The Quartet wants to move the discussions "increasingly into the core issues," Shapiro told the newspaper.

Israeli Ambassador to the United Nations Ron Prosor told the Security Council Jan. 24 the primary obstacle to peace was not Israeli settlement construction in the West Bank and East Jerusalem.

"The primary obstacle to peace is the so-called claim of return. Let me repeat that -- the major hurdle to peace is the Palestinians' insistence on the so-called claim of return," Prosor said.

The 60-year-old Palestinian claim maintains a right for Palestinian refugees and their descendants to be permitted to return to Israel.

"This would mean the destruction of Israel" because it would destroy the Jewish homeland, Prosor said.

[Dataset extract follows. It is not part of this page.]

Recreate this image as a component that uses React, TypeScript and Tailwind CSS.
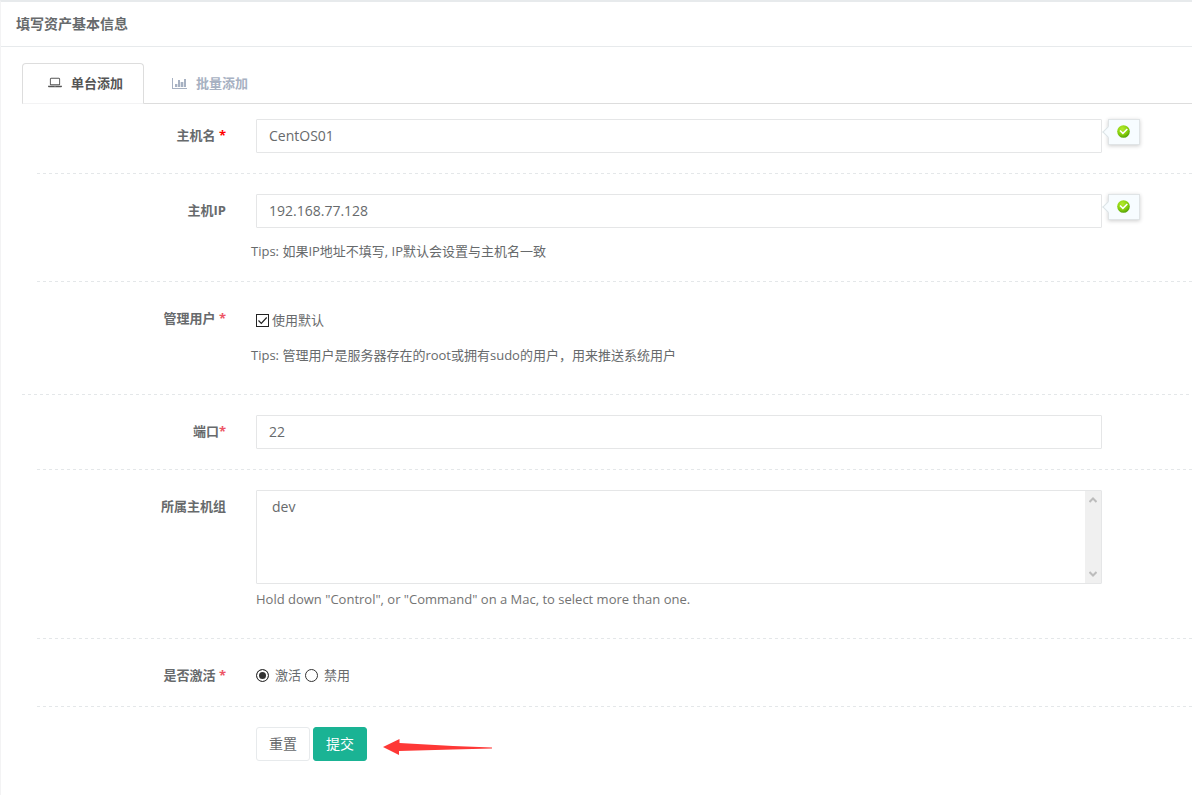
import { useState } from 'react';
import type { FormEvent, ReactNode } from 'react';
import clsx from 'clsx';

// ── Icons ────────────────────────────────────────────────────────────────────

function LaptopIcon() {
    return (
        <svg viewBox="0 0 1920 1792" className="h-[13px] w-[14px]" fill="currentColor" aria-hidden="true">
            <path d="M416 1280q-66 0-113-47t-47-113V416q0-66 47-113t113-47h1088q66 0 113 47t47 113v704q0 66-47 113t-113 47H416zm-32-864v704q0 13 9.500 22.500t22.500 9.500h1088q13 0 22.500-9.500t9.500-22.500V416q0-13-9.500-22.500T1504 384H416q-13 0-22.500 9.500T384 416zm1376 928h160v96q0 40-47 68t-113 28H160q-66 0-113-28t-47-68v-96h1760zm-720 96q16 0 16-16t-16-16H880q-16 0-16 16t16 16h160z" />
        </svg>
    );
}

function BarChartIcon() {
    return (
        <svg viewBox="0 0 15 13" className="h-[13px] w-[15px]" fill="currentColor" aria-hidden="true">
            <path d="M0 1h1v10h14v1H0z" />
            <path d="M3 7h2v3H3zM6 3h2v7H6zM9 5h2v5H9zM12 2h2v8h-2z" />
            <path d="M5 7h1v3H5zM8 5h1v5H8zM11 5h1v5h-1z" opacity="0.35" />
        </svg>
    );
}

function OkIcon() {
    return (
        <svg viewBox="0 0 13 13" className="size-[13px]" aria-hidden="true">
            <defs>
                <radialGradient id="ok-fill" cx="0.4" cy="0.3" r="0.75">
                    <stop offset="0" stopColor="#b4ea2c" />
                    <stop offset="0.6" stopColor="#86cf0c" />
                    <stop offset="1" stopColor="#4c9a06" />
                </radialGradient>
            </defs>
            <circle cx="6.500" cy="6.500" r="6.300" fill="url(#ok-fill)" />
            <path d="M3 5.500 5.900 8.400 10.300 4" fill="none" stroke="#fff" strokeWidth="1.500" />
        </svg>
    );
}

function Arrow() {
    return (
        <svg viewBox="0 0 110 18" className="h-[18px] w-[110px]" aria-hidden="true">
            <path d="M0 9 16.500 1V5L70 8 109 9.500V10.500L70 11.500 16 13V17Z" fill="#fe3836" />
        </svg>
    );
}

// ── Form parts ───────────────────────────────────────────────────────────────

const CONTROL = 'block w-full rounded-[1px] border border-[#e5e6e7] bg-white px-3 text-sm text-[#676a6c] outline-none focus:border-[#1ab394]';
const TEXT_INPUT = clsx(CONTROL, 'h-[34px] pb-[2px]');

function Required({ strong = false }: { strong?: boolean }) {
    return <span className={strong ? 'text-[#ff0000]' : 'text-[#ed5565]'}>*</span>;
}

interface RowProps {
    label: ReactNode;
    htmlFor?: string;
    id?: string;
    children: ReactNode;
}

function Row({ label, htmlFor, id, children }: RowProps) {
    const labelClass = 'w-[204px] shrink-0 pt-[6px] text-right font-bold leading-5';
    return (
        <div className="flex gap-[30px] pr-[90px]">
            {htmlFor
                ? <label htmlFor={htmlFor} className={labelClass}>{label}</label>
                : <span id={id} className={labelClass}>{label}</span>}
            <div className="relative min-w-0 flex-1">{children}</div>
        </div>
    );
}

function Divider({ wide = false }: { wide?: boolean }) {
    return (
        <hr className={clsx(
            'my-5 h-px border-0 bg-[repeating-linear-gradient(90deg,#e4e7e9_0_3px,transparent_3px_6px)]',
            !wide && 'ml-[15px]',
        )} />
    );
}

function ValidMark() {
    return (
        <span className="absolute top-0 left-full ml-[6px] flex h-[26px] w-8 justify-center border border-[#e0e4e6] bg-[#f7fcff] pt-[5px] pr-[2px] shadow-[0_1px_4px_rgba(0,0,0,0.2)]">
            <span className="absolute top-2 -left-[5px] size-2 rotate-45 border-b border-l border-[#dce3e6] bg-[#f7fcff]" />
            <OkIcon />
        </span>
    );
}

function GroupSelect() {
    return (
        <div className="relative">
            <select id="groups" multiple size={4} className={clsx(CONTROL, 'h-[94px] overflow-hidden py-[6px]')}>
                <option value="dev" className="px-[3px] py-0 leading-5">dev</option>
            </select>
            <span className="absolute inset-y-px right-px flex w-4 flex-col items-center justify-between bg-[#f0f0f0] py-[6px] pr-px text-[#bcbcbc]">
                <svg viewBox="0 0 8 6" className="h-[6px] w-2" aria-hidden="true">
                    <path d="M0.500 5 4 1.500 7.500 5" fill="none" stroke="currentColor" strokeWidth="2" />
                </svg>
                <svg viewBox="0 0 8 6" className="h-[6px] w-2" aria-hidden="true">
                    <path d="M0.500 1 4 4.500 7.500 1" fill="none" stroke="currentColor" strokeWidth="2" />
                </svg>
            </span>
        </div>
    );
}

interface RadioProps {
    label: string;
    checked: boolean;
    onChange: () => void;
}

function Radio({ label, checked, onChange }: RadioProps) {
    return (
        <label className="flex items-center gap-[6px]">
            <input
                type="radio" name="active" checked={checked} onChange={onChange}
                className="mt-px size-[13px] appearance-none rounded-full border border-[#333] bg-white checked:bg-[#333] checked:shadow-[inset_0_0_0_2px_#fff]"
            />
            {label}
        </label>
    );
}

// ── Page ─────────────────────────────────────────────────────────────────────

export default function App() {
    const [hostname, setHostname] = useState('CentOS01');
    const [ip, setIp] = useState('192.168.77.128');
    const [port, setPort] = useState('22');
    const [useDefault, setUseDefault] = useState(true);
    const [active, setActive] = useState(true);

    function handleSubmit(e: FormEvent) {
        e.preventDefault();
    }

    function handleReset() {
        setHostname('');
        setIp('');
        setPort('22');
        setUseDefault(true);
        setActive(true);
    }

    return (
        <main className="min-h-screen border-t-2 border-l border-t-[#e7eaec] border-l-[#f3f3f4] bg-white font-['Open_Sans','Noto_Sans_CJK_SC',sans-serif] text-[13px] leading-5 text-[#676a6c]">
            <header className="border-b border-[#e7eaec] px-[15px] py-3">
                <h1 className="text-sm leading-5 font-semibold">填写资产基本信息</h1>
            </header>

            <div className="pt-4 pb-8 pl-[21px]">
                <nav className="flex border-b border-[#ddd] font-semibold" role="tablist">
                    <button type="button" role="tab" aria-selected="true"
                        className="-mb-px flex h-[41px] items-center gap-[9px] rounded-t border border-[#ddd] border-b-[#f3f3f4] bg-white pr-5 pb-[2px] pl-[25px] text-[#555]">
                        <LaptopIcon />
                        单台添加
                    </button>
                    <button type="button" role="tab" aria-selected="false"
                        className="flex h-10 items-center gap-[9px] px-7 text-[#a7b1c2]">
                        <BarChartIcon />
                        批量添加
                    </button>
                </nav>

                <form className="pt-[15px]" onSubmit={handleSubmit}>
                    <Row htmlFor="hostname" label={<>主机名 <Required strong /></>}>
                        <input id="hostname" type="text" className={TEXT_INPUT}
                            value={hostname} onChange={e => setHostname(e.target.value)} />
                        {hostname && <ValidMark />}
                    </Row>
                    <Divider />

                    <Row htmlFor="ip" label="主机IP">
                        <input id="ip" type="text" className={TEXT_INPUT}
                            value={ip} onChange={e => setIp(e.target.value)} />
                        {ip && <ValidMark />}
                        <p className="-ml-[5px] pt-[13px]">Tips: 如果IP地址不填写, IP默认会设置与主机名一致</p>
                    </Row>
                    <Divider />

                    <Row id="admin-label" label={<>管理用户 <Required /></>}>
                        <label className="flex items-center gap-[3px] pt-2">
                            <input type="checkbox" checked={useDefault} aria-describedby="admin-label"
                                onChange={e => setUseDefault(e.target.checked)}
                                className="peer size-[13px] appearance-none border border-[#222] bg-white" />
                            <svg viewBox="0 0 13 13" className="-ml-4 hidden size-[13px] peer-checked:block" aria-hidden="true">
                                <path d="M2.500 6.500 5.300 9.300 10.700 3.500" fill="none" stroke="#222" strokeWidth="1.200" />
                            </svg>
                            使用默认
                        </label>
                        <p className="-ml-[5px] pt-[15px] pb-[9px]">Tips: 管理用户是服务器存在的root或拥有sudo的用户，用来推送系统用户</p>
                    </Row>
                    <Divider wide />

                    <Row htmlFor="port" label={<>端口<Required /></>}>
                        <input id="port" type="text" className={TEXT_INPUT}
                            value={port} onChange={e => setPort(e.target.value)} />
                    </Row>
                    <Divider />

                    <Row htmlFor="groups" label="所属主机组">
                        <GroupSelect />
                        <p className="pt-[5px] pb-[9px] text-[#737373]">Hold down "Control", or "Command" on a Mac, to select more than one.</p>
                    </Row>
                    <Divider />

                    <Row id="active-label" label={<>是否激活 <Required /></>}>
                        <div role="radiogroup" aria-labelledby="active-label" className="flex gap-1 pt-[6px] pb-px">
                            <Radio label="激活" checked={active} onChange={() => setActive(true)} />
                            <Radio label="禁用" checked={!active} onChange={() => setActive(false)} />
                        </div>
                    </Row>
                    <Divider />

                    <div className="flex gap-[3px] pl-[234px] text-sm">
                        <button type="button" onClick={handleReset}
                            className="h-[34px] rounded-[3px] border border-[#e7eaec] bg-white px-3">
                            重置
                        </button>
                        <button type="submit" className="h-[34px] rounded-[3px] border border-[#1ab394] bg-[#1ab394] px-3 text-white">
                            提交
                        </button>
                        <span className="ml-[13px] flex items-end pb-[5px]"><Arrow /></span>
                    </div>
                </form>
            </div>
        </main>
    );
}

Palestinian National Authority Prime Minister Salam Fayyad called on the Quartet Wednesday to speak out more forcibly on Israeli violence against Palestinians.

"It is important for the Quartet to put a lot more emphasis, in addition to what it traditionally does, on [Israeli] violence in the face of non-violent Palestinian protests, settler violence [and] Israeli army incursions into Area A," Fayyad told the Post Tuesday.

Area A involved about 17 percent of the West Bank with no Israeli settlements and operating under full Palestinian civil and security control.

Israeli troops maintain no presence in Area A but sometimes conduct raids that Israel says are to arrest suspected militants.

The Palestinian Authority walked away from deadlocked exploratory peace talks with Israel Jan. 25, saying it would rejoin talks only if Israel stopped all settlement construction -- deemed illegal under international law -- in the West Bank and East Jerusalem.

It also called on Israel to accept its borders before the 1967 Six Day War that led to Israel's West Bank and Gaza occupation.

Israel rejected those qualifications, refused to freeze settlement construction and insisted talks resume without preconditions.

The Quartet seeks an Israeli-Palestinian peace agreement by the end of 2012.